In our opinion, the DAC7 proposal is proportionate in that the objections to the exchange of personal data and the administrative burden do not outweigh the arguments used to justify the proposal. By introducing the DAC7 rules on automatic exchange of information, in our view it is most important that sellers on digital platforms will no longer be anonymous so that the competent authorities can tax them in accordance with national rules.

Due to the very broad definition of the term Plaform, platforms will in practice easily fall within the scope of DAC7. If a platform has mixed activities it will not always be clear whether it should be treated as a Reporting Platform Operator or to what extent in that situation non-reportable activities will be drawn into the reporting obligation.
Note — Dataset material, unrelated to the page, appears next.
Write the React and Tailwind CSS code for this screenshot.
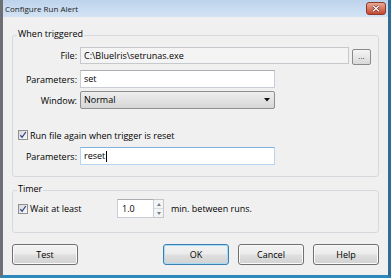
import React from "react";

const CheckBox = () => (
  <span className="flex h-[10px] w-[10px] shrink-0 items-center justify-center border border-[#8e8f8f] bg-gradient-to-br from-[#d8d8d8] to-[#fbfbfb]">
    <svg width="8" height="8" viewBox="0 0 8 8">
      <path d="M1.3 4.3 L3.1 6.3 L6.8 1" fill="none" stroke="#33448f" strokeWidth="1.3" />
    </svg>
  </span>
);

const Btn = ({ children, primary, className = "" }) => (
  <button
    className={`h-[21px] w-[66px] rounded-[3px] border text-[9px] leading-none text-black bg-[linear-gradient(to_bottom,#f3f3f3_0%,#ececec_45%,#dedede_55%,#d2d2d2_100%)] ${
      primary
        ? "border-[#3c7fb1] shadow-[inset_0_0_0_1px_#a8dcf5]"
        : "border-[#707070] shadow-[inset_0_0_0_1px_#fafafa]"
    } ${className}`}
  >
    {children}
  </button>
);

const Label = ({ children }) => (
  <span className="w-[64px] shrink-0 text-right leading-none">{children}</span>
);

const GroupBox = ({ title, className = "", children }) => (
  <div className={`relative ml-[9px] w-[367px] rounded-[3px] border border-[#d5d9dd] ${className}`}>
    <span className="absolute left-[4px] top-[-8px] bg-[#f0f0f0] px-[1px] leading-[12px]">{title}</span>
    {children}
  </div>
);

export default function App() {
  return (
    <div className="flex h-[278px] w-[391px] flex-col border-l-[3px] border-r-[3px] border-b-[3px] border-l-[#6c6f74] border-r-[#2c6e98] border-b-[#2a88ba] bg-[#f0f0f0] font-['Open_Sans',sans-serif] text-[9px] text-black">
      {/* Title bar */}
      <div className="flex h-[17px] shrink-0 items-center justify-between bg-gradient-to-b from-[#bdd3ec] to-[#d3e3f4] pl-[2px] pr-[2px]">
        <span className="text-[8px] leading-none text-[#1a1a1a]">Configure Run Alert</span>
        <span className="mt-[-1px] flex h-[13px] w-[20px] items-center justify-center rounded-[3px] border border-[#8b3b2c] bg-gradient-to-b from-[#e9a895] to-[#c5452d]">
          <svg width="8" height="7" viewBox="0 0 8 7">
            <path d="M1 0.8 L7 6.2 M7 0.8 L1 6.2" stroke="#5a1d12" strokeWidth="2.4" />
            <path d="M1 0.8 L7 6.2 M7 0.8 L1 6.2" stroke="#ffffff" strokeWidth="1.4" />
          </svg>
        </span>
      </div>

      {/* When triggered */}
      <GroupBox title="When triggered" className="mt-[18px] pb-[11px]">
        <div className="mt-[10px] flex items-center">
          <Label>File:</Label>
          <div className="ml-[3px] flex h-[17px] w-[269px] items-center border border-[#c5c8cc] bg-[#f4f4f4] pl-[3px]">
            C:\BlueIris\setrunas.exe
          </div>
          <button className="ml-[3px] mt-[3px] flex h-[16px] w-[19px] items-center justify-center rounded-[2px] border border-[#8a8a8a] bg-gradient-to-b from-[#f4f4f4] to-[#d9d9d9] pb-[3px] text-[8px] leading-none text-[#333]">
            ...
          </button>
        </div>

        <div className="mt-[5px] flex items-center">
          <Label>Parameters:</Label>
          <div className="ml-[3px] flex h-[18px] w-[195px] items-center border border-[#c9ced6] border-t-[#abadb3] bg-white pl-[3px]">
            set
          </div>
        </div>

        <div className="mt-[3px] flex items-center">
          <Label>Window:</Label>
          <div className="ml-[3px] flex h-[18px] w-[195px] items-center justify-between rounded-[2px] border border-[#8e8f8f] bg-gradient-to-b from-[#eeeeee] to-[#d6d6d6] pl-[3px] pr-[4px]">
            <span>Normal</span>
            <svg width="6" height="4" viewBox="0 0 6 4">
              <path d="M0 0 H6 L3 3.5 Z" fill="#111" />
            </svg>
          </div>
        </div>

        <div className="ml-[5px] mt-[20px] flex h-[12px] items-center">
          <CheckBox />
          <span className="ml-[2px] leading-none">Run file again when trigger is reset</span>
        </div>

        <div className="mt-[6px] flex items-center">
          <Label>Parameters:</Label>
          <div className="ml-[3px] flex h-[18px] w-[195px] items-center border border-[#b7d4ef] border-t-[#7fb0e0] bg-white pl-[3px]">
            reset
            <span className="ml-[1px] h-[11px] w-[1px] bg-black" />
          </div>
        </div>
      </GroupBox>

      {/* Timer */}
      <GroupBox title="Timer" className="mt-[13px] pb-[14px]">
        <div className="mt-[8px] flex h-[19px] items-center">
          <div className="ml-[5px] flex w-[99px] items-center">
            <CheckBox />
            <span className="ml-[2px] leading-none">Wait at least</span>
          </div>
          <div className="flex h-[19px] w-[37px] items-center border border-[#c9ced6] border-t-[#abadb3] bg-white pl-[4px]">
            1.0
          </div>
          <div className="flex h-[19px] w-[10px] flex-col border border-l-0 border-[#c6c6c6] bg-[#f4f4f4]">
            <span className="flex flex-1 items-center justify-center border-b border-[#dcdcdc]">
              <svg width="4" height="3" viewBox="0 0 4 3">
                <path d="M0 3 H4 L2 0 Z" fill="#6d7f95" />
              </svg>
            </span>
            <span className="flex flex-1 items-center justify-center">
              <svg width="4" height="3" viewBox="0 0 4 3">
                <path d="M0 0 H4 L2 3 Z" fill="#6d7f95" />
              </svg>
            </span>
          </div>
          <span className="ml-[7px] leading-none">min. between runs.</span>
        </div>
      </GroupBox>

      {/* Buttons */}
      <div className="ml-[9px] mt-[11px] flex w-[367px] items-center">
        <Btn className="w-[65px]">Test</Btn>
        <div className="flex-1" />
        <div className="flex items-center gap-[9px]">
          <Btn primary>OK</Btn>
          <Btn>Cancel</Btn>
          <Btn>Help</Btn>
        </div>
      </div>
    </div>
  );
}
It is also unclear how the DAC7 rules are going to be enforced on non-EU digital platforms. For instance, although non-EU companies are obliged to register in a Member State to comply with the DAC7 rules, enforcement of this rule may be difficult if they do not have a presence in the EU. If in this case no single Member State is responsible for enforcing the rules on non-EU companies there will still not be a level playing field and the income earned by sellers on the sales platforms of these non-EU companies will not be visible.